The Leeds South Bank is an excellent example of regeneration driven by the business community and local activists coming together, then engaging with and supporting the City Council to shape the development of a former industrial and residential area, in one of the great Northern industrial cities. It showcases the way that pioneering entrepreneurship can lead the way in exploiting apparently economically peripheral areas and to generate new markets.
When fully developed the area will effectively double the size of Leeds city centre and will reincorporate the River Aire as part of people’s daily lives. The area has good road and public transport links to the rest of Leeds, which, of course is also well served by road and rail. If HS2 goes ahead, the city will have a major national north/south high-speed rail hub based in the South Bank; although many local people and businesses would probably give priority to a high-speed trans-Pennine route linking the city to Manchester.
Former manufacturing uses and housing have been cleared and the assessors were very impressed by the variety and quality of the new enterprises and developments that are replacing them. Despite some blight from the currently unresolved HS2 route affecting part of the area, its regeneration is forging ahead.
In a rapidly developing area the projects are spread over a wide area but the Leeds Sustainable Development Group (LSDG) has promoted a strategic approach. The City Council actively promoted the South Bank after 2013. Recently the developer of the 8.5ha former Tetley brewery site collaboratively developed a masterplan that will in time be a great example of urban development and placemaking.
LSDG is an exemplar of local professionals, including architects, planners, geographers, writers and historians with a passion and enthusiasm for the future of their city, becoming the catalyst for the regeneration of an emerging neighbourhood.
The area is relatively close to the centre of Leeds and once fully developed will be physically, socially and culturally integrated with the city as a whole. Culture and education are at the core of the changes that are taking place. The Ruth Gorse Academy, under the leadership of Sir John Townsley, was established in advance of, and in anticipation of, new family housing illustrating the strength of faith and commitment to the area. It has a national reputation for delivering outstanding education for children living nearby in one of the poorest urban areas in the country on the borders of the South Bank, many of which are ambitious refugees and asylum seekers. Its educational standards and diversity have made it the city centre secondary school of choice. When more housing developments take place locally there is already a strong secondary education infrastructure in place to serve the new population and a new primary school is included in current housing plans.

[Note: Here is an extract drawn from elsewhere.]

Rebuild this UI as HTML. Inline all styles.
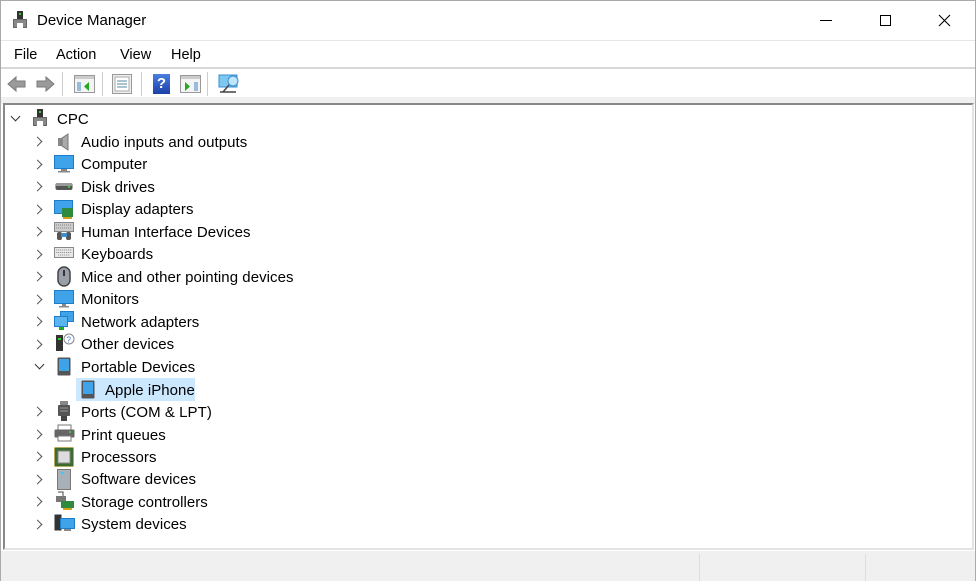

The former office buildings of Tetley’s brewery have been retained and sensitively refurbished as an innovative contemporary art gallery, ‘The Tetley’, with strong artistic and community objectives. The Duke Street Studios is another inspirational space committed to nurturing new talent and providing start-up and permanent office and studio space for creative industries in a very exciting and sensitive conversion of a former industrial building. In the prevailing culture of the area, the studios are the result of the inspiring hard work and commitment of individuals and, in this case, a sympathetic and supportive landlord.
Innovation is also evident in the creation of a cutting edge IT centre by a Leeds based digital entrepreneur in a former chapel.The unassuming exterior conceals an internationally and nationally important communications hub.
The international developer Vastint has ambitious plans for a sustainable development of an 8.5 hectare site within the South Bank that will not only provide a mixed residential and commercial development but a new city public park designed for recreation and entertainment and adding to the connection with the city as a whole.
Currently, there is little housing in South Bank, and the new family houses in the Climate Innovation District are the first to be built in the city centre since the war. They are one of the award winning developments delivered by Citu, which has sustainability at the core of all its work. The high quality, cleverly designed, energy efficient timber framed houses are prefabricated in a factory in the South Bank and constructed on the other side of the River Aire. Other examples of the work of this excellent developer were seen as part of last year’s winning Great Neighbourhood at Kelham Island, Sheffield. The completed development will also incorporate the new primary school, feeding into the Ruth Gorse Academy.
The South Bank is a very important example of a neighbourhood in transition. It is fair to say that not all the components of a neighbourhood are in place yet but there is a confidence and positivity about the place that will ensure that they will be. The Leeds Sustainability Development Group has provided a lot of the stimulus, vision and effort to join together the key elements making up and forming the South Bank. Despite many changes in the economy and policy environment in recent years something very coherent and successful seems to be emerging.